URL Rewriting for IIS (Windows Server)

As many of these posts are, this is in part to document the process for myself.  However, for anyone running IIS as their web server (such as for Windows Home Server or Windows Server Essentials), there are a few things that you can do to really improve your web server.

Specifically, I’m going to go over how to set up URL Rewriting and configure it to force all traffic over HTTPS, and to set it up as a reverse proxy so you can expose other services via the main web site.

First thing first, I’m going to assume that this is going to be done a Windows Home Server (WHS) or Windows Server Essentials (WSE) system, as there are a couple of extra steps that are required to ensure that this works 100%.  I’ll note these as they come up.

First, you need to access the system directly. You can use add-ins such as Advanced Admin Console or AWEICO’s Remote Launcher to accomplish this. However you can use Remote Desktop (“mstsc”) to accomplish this. For WHS, log in with the “Administrator” account and use the “Server” password (the one you use to log into the dashboard with). For WSE, use any admin account credentials.

Once you’ve logged in, you’ll want to open up the “Internet Information Services” console. This is located in “Administrative Tools” in the Control Panel. Or you can just run “inetmgr” to open this.

This will immediately prompt to get the “Microsoft Web Platform” installer.  While this isn’t strictly needed, it does make things a bit easier.  Click “Yes” on the prompt to open the webpage to download this. This will come up with a number of prompts if you don’t have the “IE Security policy” disabled.  Click through these and download the Web Platform Installer.

Once the Web Platform Installer has been run, you will want to find the “Application Request Routing 3.0” and “URL Rewrite 2.0” and click on “Add” for both of these.  Then click on “Install”. Click through and agree to any prompts that come up.

Once that’s done, close and re-open “Internet Information Services” console.  Click on the server name.  Find “Application Request Routing” on the main window, and double click on it to open up the settings for this.

From here, click on the “Server proxy settings” on the right sidebar.

Check the “Enable Proxy” setting here and hit the “Apply” button. There is no need to set anything else here, as it’s not needed.

Now, if you’re using Windows Server Essentials, there is a separate step that is necessary here. This is because the folder structure is “locked down”, permission wise.  So to make the changes, we need to change the NTFS permissions on certain files.  This only applies if you’re using Windows Server Essentials, or Windows Home Server 2011.

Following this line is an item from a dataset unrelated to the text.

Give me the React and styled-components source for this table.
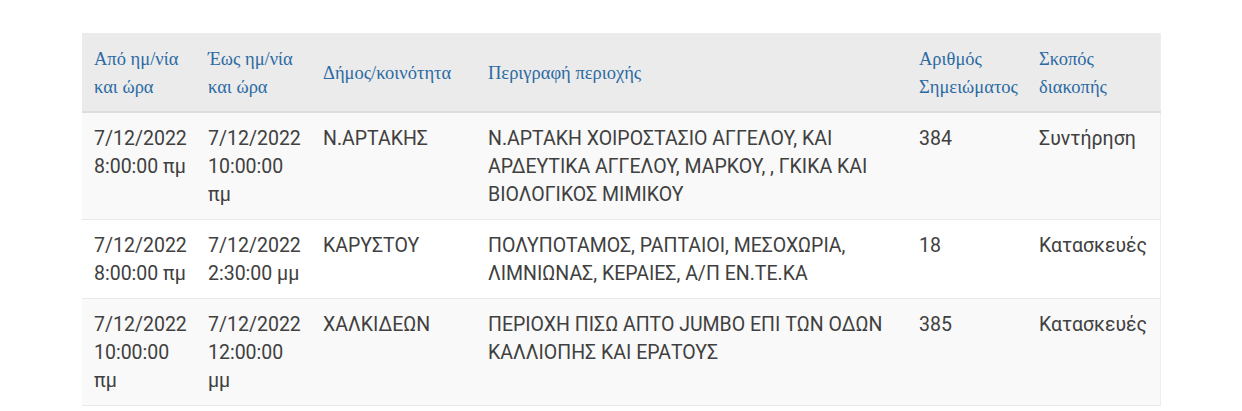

Navigate to “C:\Program Files\Windows Server\Bin\WebApps\Site”, right click on the “web.config” file and select “Properties”. Open up the “Security” tab and click on the “Advanced” tab. Click on “Change” next to “Owner” and set this to “Administrators”.  Then click “Apply”, accept the prompts, and then close and reopen the Properties and security settings again.  This time, select “Administrators”, and set it to “Full control”.

Once that is completed (if needed), you can then set up the rules for the site. From here, head back to the IIS Manager.  Open the Website you are using, and find the “URL Rewrite” module.

From there, add a new rule. You will want to create a “blank rule”.

 

From here, there are a few options that we can take.  However, the two that we are going to cover are redirecting to HTTPS (ensuring secure access to all content on your website), and how to set up a reverse proxy.

Redirect to HTTPS

Under the new rule, you will want to set the pattern to “(.*)”, so that it picks up everything.  Meaning that it will check this for every request to your server.

Now, we need to add a condition.  Under the “Conditions” section, click on the “Add” button.  Set the “Condition input” to “{HTTPS}”, and that it matches the pattern “Off”.  This will make sure that it only runs the rule when HTTPS is not in use.

For the Action, make sure that this is set to “Redirect” and not “Rewrite”.  Set the Redirect URL to “HTTPS://{HTTP_HOST}/{R:1}”, and set the Redirect type to “Permanent (301)”.  And hit “Apply”.

Once you’ve done this, any requests to the website will be automatically redirected to the HTTPS URL instead.  And any indexers will always use HTTPS.  Which may help get better results from indexers like Google.

Reverse Proxy

This will vary with the service that you’re using. For now, I’m going to use the example of Subsonic. Specifically, hosted on the same system, using port 8080 and hosted in a subdirectory (so that the normal URL to access it would be “http://localhost:8080/subsonic/”).

The subdirectory on the other web server is not strictly necessary, but it makes things a lot simpler

For the pattern, set it to “^subsonic(.*)”.  If you’re using something else, then change the “subsonic” part to match the subdirectory on that server.

Then for the rewrite part, set it to “http://localhost:8080/{R:0}”.  Note that the “subsonic” has been dropped from the URL here, and replaced with “{R:0}”. This will pass the full URL to the “backend server”, so that everything works “as expected.

 

 

And that’s it.  Everything should work now, and work well.  No need for a second server in front of IIS to handle this.